The Condensed Consolidated Balance Sheet as of April 30, 1998, the Condensed
Consolidated Statements of Income for the three and six month periods ended
April 30, 1998 and 1997, the Condensed Consolidated Statement of Stockholders'
Equity for the six month period ended April 30, 1998 and the Condensed
Consolidated Statements of Cash Flows for the three and six month periods
ended April 30, 1998 and 1997, have been prepared by the Company without
audit. In the opinion of management, all adjustments consisting of normal
recurring accruals, necessary to present fairly the financial position,
results of operations and cash flows at April 30, 1998 and for all periods
presented have been made.

Certain information and footnote disclosures normally included in financial
statements prepared in accordance with generally accepted accounting
principles have been condensed or omitted. It is suggested that these
condensed consolidated financial statements be read in conjunction with the
financial statements and notes included in the Company's Annual Report on
Form 10-K for the year ended October 31, 1997.

The results of operations for the period ended April 30, 1998 are not
necessarily indicative of the operating results anticipated for the full year.

In the first quarter of 1998, the Company adopted Statement of Financial
Accounting Standards (SFAS) No. 128, "Earnings Per Share," which required the
Company to replace its presentation of primary earnings per share with a
presentation of basic earnings per share and requires dual presentation of
basic and diluted earnings per share on the face of the income statement.
Basic earnings per share is computed by dividing net income by the weighted
average number of common shares outstanding. Diluted earnings per share
under the new statement includes the potential dilution of convertible
securities, stock options and warrants. The difference between basic
earnings per share and diluted earnings per share reported by the Company
is the dilutive effect of stock options outstanding. The earnings per share
presentation for 1997 was restated to conform to the new statement.
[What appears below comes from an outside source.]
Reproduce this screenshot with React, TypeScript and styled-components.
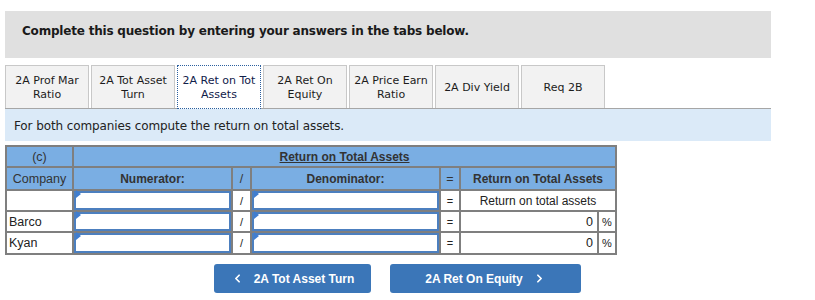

2.   FINANCIAL DERIVATIVES AND HEDGING

The Company, from time to time, enters into derivative transactions in order
to hedge foreign currency risk on existing commitments, open receivables,
payables and debt instruments when the currency risk is considered material
to the Company.  In addition, the Company may enter into interest rate
swaps or similar instruments in order to reduce interest rate risk on its
debt instruments.  The Company does not enter into derivatives for trading
purposes.

In the second quarter of 1998, the Company entered into foreign currency
forward contracts for the principal and interest payments under a $4.1
million loan that is denominated in German Marks.  The transaction is
designated as a hedge of a foreign currency commitment.  Gains and losses
on the contract are recorded as an adjustment to interest expense over the
life of the loan.

In the second quarter of 1998, the Company entered into an interest rate swap
for anticipated debt refinancing in the amount of $30 million.  The purpose of
the swap is to fix the reference rate for the debt at 5.71% to eliminate the
Company's exposure to interest rate fluctuations until the loan refinance is
completed.  The Company has designated the swap as a hedge of an anticipated
transaction and will record the gain or loss on the transaction as an
adjustment to interest expense over the term of the loan.

The notional amounts, carrying amounts and fair values of the Company's
derivatives position at April 30, 1998 are included in the table below:

                                           NOTIONAL   CARRYING     ESTIMATED
(Amounts in thousands)                     AMOUNT     AMOUNT      FAIR VALUE
- - - ----------------------------------------------------------------------------
Foreign currency forward exchange
contracts:

  Deutsche marks                            $4,648     $4,648          $47

  Interest rate swap                       $30,000                ($96,000)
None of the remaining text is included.